Phase-tunable thermoelectricity in a Josephson junction

Superconducting tunnel junctions constitute the units of superconducting quantum circuits and are massively used both for quantum sensing and quantum computation. In previous works, we predicted the existence of a nonlinear thermoelectric effect in a electron-hole symmetric system, namely, a thermally biased tunnel junction between two different superconductors, where the Josephson effect is suppressed. In this paper, we investigate the impact of the phase-coherent contributions on the thermoelectric effect by tuning the size of the Josephson coupling changing the flux of a direct-current superconducting quantum interference device (dc-SQUID). For a suppressed Josephson coupling, the system generates a finite average thermoelectric signal, combined with an oscillation due to the standard ac Josephson phenomenology.

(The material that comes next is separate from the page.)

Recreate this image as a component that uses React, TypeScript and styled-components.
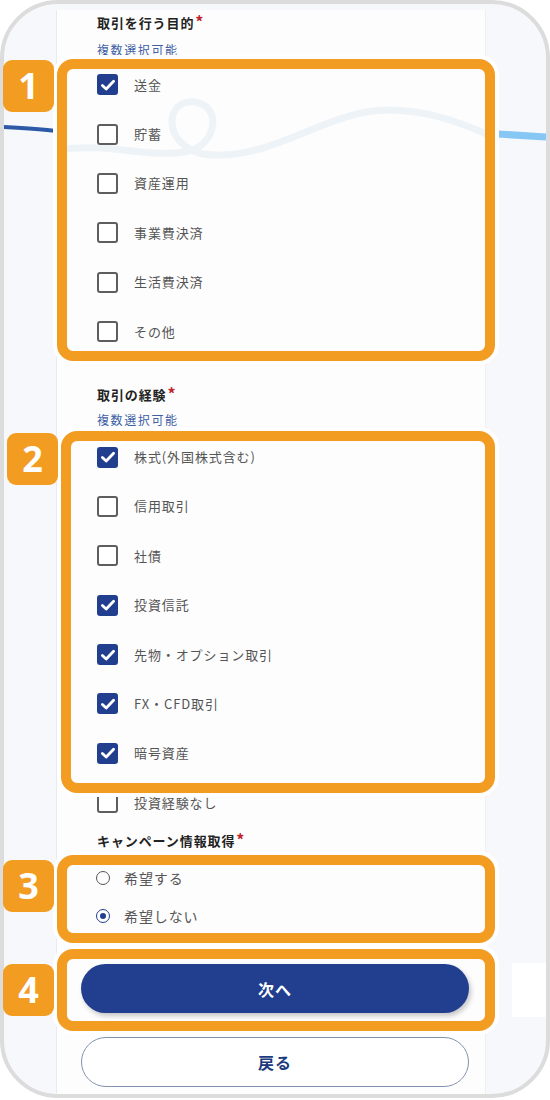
import React from "react";
import styled, { createGlobalStyle } from "styled-components";

const Global = createGlobalStyle`
  html, body { margin: 0; padding: 0; background: #ffffff; }
  body { font-family: "Noto Sans CJK JP", "Noto Sans", sans-serif; }
  * { box-sizing: border-box; }
`;

const NAVY = "#213f8e";
const ORANGE = "#f39c22";

const Root = styled.div`
  position: relative;
  width: 550px;
  height: 1100px;
  overflow: hidden;
`;

const Frame = styled.div`
  position: relative;
  width: 550px;
  height: 1098px;
  border: 4px solid #dcdcdc;
  border-radius: 58px;
  overflow: hidden;
  background: #f7f8fc;
`;

const StripWaves = styled.svg`
  position: absolute;
  left: 0;
  top: 0;
  width: 542px;
  height: 300px;
  z-index: 0;
`;

const SideBlock = styled.div`
  position: absolute;
  left: 508px;
  top: 959px;
  width: 40px;
  height: 54px;
  background: #ffffff;
`;

const Panel = styled.div`
  position: relative;
  z-index: 1;
  margin-left: 52px;
  margin-top: 6px;
  width: 430px;
  height: 1100px;
  background: #fdfdfd;
  border-left: 1px solid #e8ebf1;
  border-right: 1px solid #eef0f5;
  padding-top: 3px;
  display: flex;
  flex-direction: column;
`;

const FaintWave = styled.svg`
  position: absolute;
  left: 0;
  top: 0;
  width: 430px;
  height: 220px;
  z-index: 0;
`;

const Section = styled.section<{ $mt?: number }>`
  position: relative;
  z-index: 1;
  padding-left: 40px;
  margin-top: ${(p) => p.$mt ?? 0}px;
  display: flex;
  flex-direction: column;
`;

const Title = styled.h2`
  margin: 0;
  height: 20px;
  font-size: 13px;
  line-height: 20px;
  font-weight: 700;
  color: #222222;
  letter-spacing: 0.9px;
  white-space: nowrap;
`;

const Star = styled.span`
  color: #c0262c;
  font-size: 16px;
  line-height: 0;
  margin-left: 1px;
`;

const Sub = styled.div<{ $mt: number }>`
  margin-top: ${(p) => p.$mt}px;
  height: 16px;
  font-size: 12px;
  line-height: 16px;
  color: #3d5fa6;
  letter-spacing: 1.6px;
`;

const List = styled.div<{ $mt: number }>`
  margin-top: ${(p) => p.$mt}px;
  display: flex;
  flex-direction: column;
`;

const Row = styled.label`
  height: 49.4px;
  display: flex;
  align-items: center;
`;

const Box = styled.span<{ $on: boolean }>`
  width: 21px;
  height: 21px;
  border-radius: 3px;
  border: ${(p) => (p.$on ? "none" : "2px solid #5e5e5e")};
  background: ${(p) => (p.$on ? NAVY : "#ffffff")};
  display: flex;
  align-items: center;
  justify-content: center;
  flex-shrink: 0;
`;

const Label = styled.span<{ $gap: number; $size: number }>`
  margin-left: ${(p) => p.$gap}px;
  font-size: ${(p) => p.$size}px;
  line-height: 20px;
  color: #555555;
  letter-spacing: 0.9px;
`;

const RadioRow = styled.label`
  height: 38px;
  display: flex;
  align-items: center;
  margin-left: -1px;
`;

const Radio = styled.span<{ $on: boolean }>`
  width: 14px;
  height: 14px;
  border-radius: 50%;
  border: 1.5px solid ${(p) => (p.$on ? NAVY : "#555555")};
  display: flex;
  align-items: center;
  justify-content: center;
  flex-shrink: 0;
  &::after {
    content: "";
    display: ${(p) => (p.$on ? "block" : "none")};
    width: 6px;
    height: 6px;
    border-radius: 50%;
    background: ${NAVY};
  }
`;

const Buttons = styled.div`
  position: relative;
  z-index: 1;
  margin-top: 29px;
  padding-left: 24px;
  display: flex;
  flex-direction: column;
  gap: 24px;
`;

const Primary = styled.button`
  width: 388px;
  height: 49px;
  border: none;
  border-radius: 25px;
  background: ${NAVY};
  color: #ffffff;
  font-family: "Noto Sans CJK JP", sans-serif;
  font-size: 16px;
  font-weight: 700;
  letter-spacing: 1px;
  box-shadow: 2px 3px 5px rgba(0, 0, 0, 0.22);
`;

const Secondary = styled.button`
  width: 388px;
  height: 50px;
  border: 1px solid #8192ad;
  border-radius: 25px;
  background: #ffffff;
  color: #1c3a80;
  font-family: "Noto Sans CJK JP", sans-serif;
  font-size: 16px;
  font-weight: 700;
  letter-spacing: 1px;
`;

const Highlight = styled.div<{ $x: number; $y: number; $w: number; $h: number }>`
  position: absolute;
  left: ${(p) => p.$x}px;
  top: ${(p) => p.$y}px;
  width: ${(p) => p.$w}px;
  height: ${(p) => p.$h}px;
  border: 10px solid ${ORANGE};
  border-radius: 16px;
  box-shadow: 0 0 0 4px #ffffff;
  pointer-events: none;
  z-index: 5;
`;

const Badge = styled.div<{ $x: number; $y: number }>`
  position: absolute;
  left: ${(p) => p.$x}px;
  top: ${(p) => p.$y}px;
  width: 51px;
  height: 52px;
  border-radius: 9px;
  background: ${ORANGE};
  color: #ffffff;
  font-family: "Open Sans", "Noto Sans", sans-serif;
  font-weight: 700;
  font-size: 36px;
  line-height: 52px;
  text-align: center;
  z-index: 6;
`;

const Check = () => (
  <svg width="16" height="16" viewBox="0 0 16 16">
    <path d="M2.4 8.4 L6.2 12 L13.6 4.2" fill="none" stroke="#ffffff" strokeWidth="2.8" strokeLinecap="round" strokeLinejoin="round" />
  </svg>
);

type Item = { label: string; on: boolean };

const purpose: Item[] = [
  { label: "送金", on: true },
  { label: "貯蓄", on: false },
  { label: "資産運用", on: false },
  { label: "事業費決済", on: false },
  { label: "生活費決済", on: false },
  { label: "その他", on: false },
];

const experience: Item[] = [
  { label: "株式(外国株式含む)", on: true },
  { label: "信用取引", on: false },
  { label: "社債", on: false },
  { label: "投資信託", on: true },
  { label: "先物・オプション取引", on: true },
  { label: "FX・CFD取引", on: true },
  { label: "暗号資産", on: true },
  { label: "投資経験なし", on: false },
];

const CheckList = ({ items, mt }: { items: Item[]; mt: number }) => (
  <List $mt={mt}>
    {items.map((it) => (
      <Row key={it.label}>
        <Box $on={it.on}>{it.on && <Check />}</Box>
        <Label $gap={16} $size={13}>{it.label}</Label>
      </Row>
    ))}
  </List>
);

export default function App() {
  return (
    <Root>
      <Global />
      <Frame>
        <StripWaves viewBox="0 0 542 300">
          <path d="M0 123 C20 124 38 125 52 127" stroke="#2c5aa6" strokeWidth="4" fill="none" />
          <path d="M494 130 C510 131 526 132 542 133" stroke="#86c7f4" strokeWidth="7" fill="none" />
        </StripWaves>
        <SideBlock />
        <Panel>
          <FaintWave viewBox="0 0 430 220">
            <path
              d="M0 140 C50 132 90 148 128 142 C160 137 166 96 138 92 C108 88 104 134 146 144 C210 154 270 100 330 100 C372 100 400 112 430 124"
              stroke="#eef3f8"
              strokeWidth="7"
              fill="none"
            />
          </FaintWave>
          <Section>
            <Title>
              取引を行う目的<Star>*</Star>
            </Title>
            <Sub $mt={9}>複数選択可能</Sub>
            <CheckList items={purpose} mt={2} />
          </Section>
          <Section $mt={29}>
            <Title>
              取引の経験<Star>*</Star>
            </Title>
            <Sub $mt={7}>複数選択可能</Sub>
            <CheckList items={experience} mt={4} />
          </Section>
          <Section $mt={4}>
            <Title>
              キャンペーン情報取得<Star>*</Star>
            </Title>
            <List $mt={8}>
              <RadioRow>
                <Radio $on={false} />
                <Label $gap={14} $size={14}>希望する</Label>
              </RadioRow>
              <RadioRow>
                <Radio $on={true} />
                <Label $gap={14} $size={14}>希望しない</Label>
              </RadioRow>
            </List>
          </Section>
          <Buttons>
            <Primary>次へ</Primary>
            <Secondary>戻る</Secondary>
          </Buttons>
        </Panel>
      </Frame>

      <Highlight $x={57} $y={59} $w={438} $h={302} />
      <Highlight $x={61} $y={431} $w={434} $h={362} />
      <Highlight $x={57} $y={855} $w={438} $h={88} />
      <Highlight $x={57} $y={949} $w={438} $h={82} />

      <Badge $x={3} $y={60}>1</Badge>
      <Badge $x={7} $y={433}>2</Badge>
      <Badge $x={3} $y={860}>3</Badge>
      <Badge $x={3} $y={964}>4</Badge>
    </Root>
  );
}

At large Josephson couplings, the thermoelectricity induces an oscillatory behavior with zero average value of the current and voltage, with an amplitude and a frequency associated to the Josephson coupling strength, and ultimately tuned by the dc-SQUID magnetic flux. In conclusion, we demonstrate the ability to control the dynamics of the spontaneous breaking of the electron-hole symmetry. Furthermore, we compute how the flux applied to the dc-SQUID and the lumped elements of the circuit determine the frequency of the thermoelectric signal across the structure, and we envision a frequency modulation application.